The Chronicle of Higher Education attempted to answer this question in an outstanding piece of journalism:
“Coursera has been operating for only a few months, but the company has already persuaded some of the world’s best-known universities to offer free courses through its online platform. Colleges that usually move at a glacial pace are rushing into deals with the upstart company. But what exactly have they signed up for? And if the courses are free, how will the company—and the universities involved—make money to sustain them?
Some clues can be found in the contract the institutions signed. The Chronicle obtained the agreement between Coursera and the University of Michigan at Ann Arbor, the first public university to make such a deal, under a Freedom of Information Act request, and Coursera officials say that the arrangement is similar to those with the other partners.

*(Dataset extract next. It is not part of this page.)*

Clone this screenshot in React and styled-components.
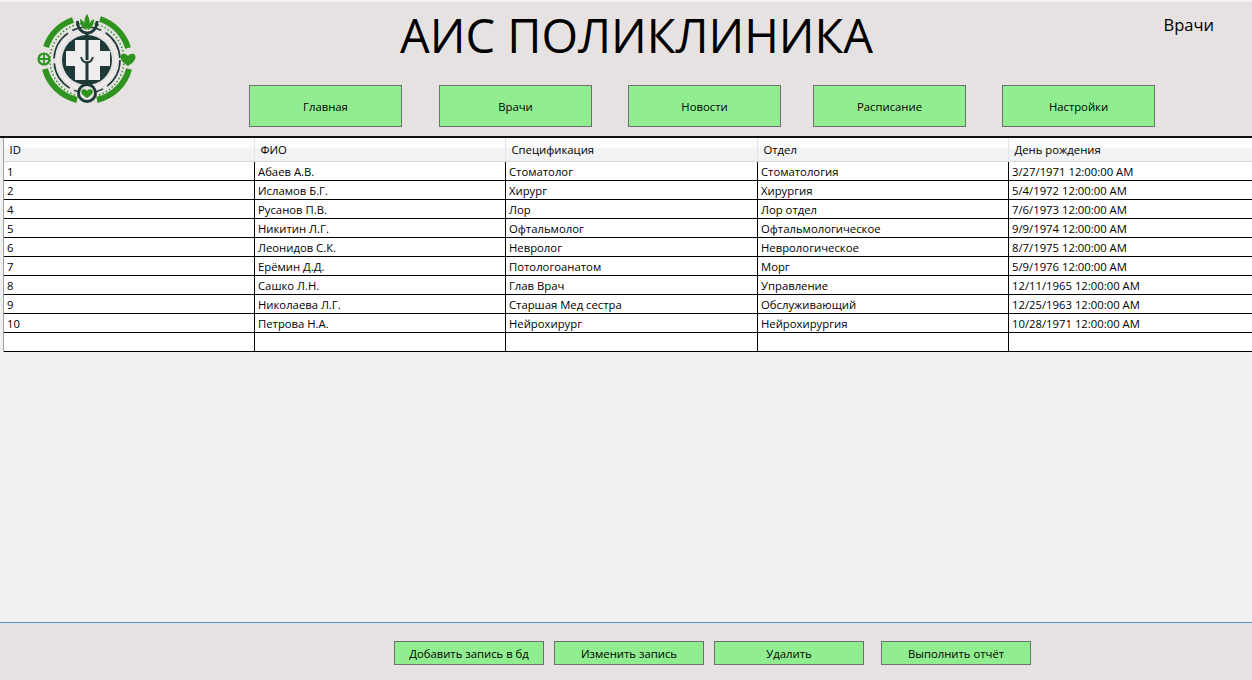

The contract reveals that even Coursera isn’t yet sure how it will bring in revenue. A section at the end of the agreement, titled “Possible Company Monetization Strategies,” lists eight potential business models, including having companies sponsor courses. But the universities have the opportunity to veto any revenue-generating idea on a course-by-course basis, so very little is set in stone.”
This piece has been met with a myriad of reactions around the web. Some more positive than others.
I leave you with the eight revenue-generating ideas under consideration:
- Charging for university-branded certificates.
- Providing secure assessments for a fee.
- Charge employers for the ability to reach a subset of students.
- Charge employers or universities for the ability to screen students.
- Charging for personalised tutoring and grading.
- Charge universities and companies access to an enterprise version of the platform to distribute their own learning material.
- Display “non-intrusive” advertisements on the interface.
- Charge tuition fees for certain courses.